Bir Müslüman’ın hele bir imamın Allah’a ve Kur’an’a inanmayan birinin cennete girebileceğini söylemesi inanılır gibi değil. Daha da ileri gidip kurduğu cümlenin başına bir “hâşâ” getirerek de olsa, şu kişi cennete gitmeyecekse öyle bir cennete ben de girmem mealinde laflar etmesi, siyasetin ve ırkçılığın vardığı boyutları göstermesi bakımında çarpıcı bir örnek. Bu tavır Şeytan’ın Âdem Aleyhisselam için secde emri veren Allah’a isyanı ile birebir örtüşüyor ve Allah’a adeta şu kişiyi cennetine sokmazsan hata yapmış olursun deniyor yani sen Allah olarak cennete ve cehenneme kimin gireceğini benim kadar bilmiyorsun resti çekiliyor.

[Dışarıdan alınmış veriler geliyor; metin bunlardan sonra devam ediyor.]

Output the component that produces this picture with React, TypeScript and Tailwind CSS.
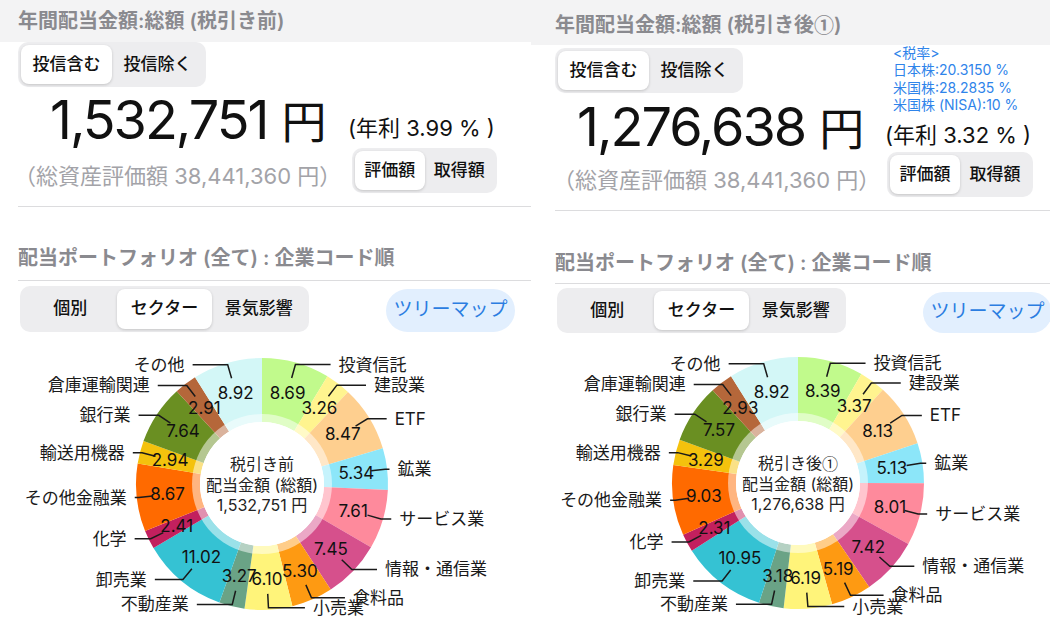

Ayrıca, “Öyle bir cennete ben de girmem” demek, kendisinin cennetlik olduğundan emin olmak anlamına gelir. Böyle bir inanış, Allah’ın mutlak iradesini gasptır. Bu tavırda buram buram Hristiyanlık da kokuyor; Hristiyanlık kokuyor çünkü bu dünyada insanları cennet ve cehenneme gönderme yetkisinin kendi uhdelerinde olduğunu sananlar yalnızca papazlardır, papalardır. Hiç birimiz bir başkasının (Ahmet Altan dâhil) ömrünün sonunda cehennemlik olacağına ve yine hiç birimiz, kendimiz dâhil herhangi bir kişinin mutlaka cennete gideceği konusunda kesin iddia sahibi olamayız. İsterseniz biz aradan çekilelim ve hükmü İslâm’ın tebliğcisi Allah Resulüne bırakalım. Hz. İbni Amr (r.a.) nakleder:
“Kul birçok zamanlar, birçok zamanlar, birçok zamanlar Müslüman yaşar. Fakat sonunda Allah’ın gazabına uğrayabilir. Yine ömrünü hep küfürle geçirir. Fakat sonunda Allah’ın rahmetine uğrayabilir.”
Mesele köşe yazısında aktarıldığı gibiyse, imam efendinin cemaatinin kendi durumlarını gözden geçirmeleri gerekiyor.
(Not: bu yazı bir soru üzerine yazılmıştır)
Türkiye’deki
Museviler de yapabilirdi
Bu köşede, “Tarihi bir öneri (06.06.2010) başlığı altında Türkiye’deki Yahudilerin önderliğinde Gazze’ye bir insani yardım gemisi gönderilmesinin Türkiye-İsrail gerilimini azaltabileceğini dile getirmiştik de...
Birileri...
“Sen fitne için çalışıyorsun, çünkü olmayacak bir şeyi istiyorsun” diye itirazlarda bulunmuş, “Yahudi düşmanı” bile demişlerdi.
Biz bu “Yahudi düşmanı” iftirasına alıştık. Kendisi de Yahudi olan ve İsrail’e o kadar faydası dokunmuş Kissinger bile İsraili önderlerinin davranışlarını tanımlarken “Onlara yüzde 95 onay verseniz dahi, bu sizin ‘tehlikeli bir antisemitist’ olduğunuza kanıttır” demişse.... Ve bunca arka çıkmasına rağmen Obama dahi İsrail halkının yüzde 78’i tarafından Yahudi düşmanı ilân edilmişse...
Bize bu tür iftiralarda bulunulması şaşırtıcı değil, zaten önemsemiyoruz da...
Ve biz fitne için değil, barış ve kardeşlik için buradayız. Türk Museviler Gazze’ye yardım filosu göndersin derken asla olmayacak bir şey de istemedik...
Nitekim sayıları 100 bini bulan Almanya’daki Yahudiler, Gazze’ye yardım filosu gönderme kararı almış bulunuyor.
Daha dün soykırıma uğradıkları Almanya’daki Yahudiler bile bunu yapabiliyorsa ve bunu yaparken, “Bu karar İsrail’e ihanet değil” diyebiliyorlarsa, bizimkiler niye yapmasın, bizim isteğimiz niye fitne ve imkânsızı istemek olsun?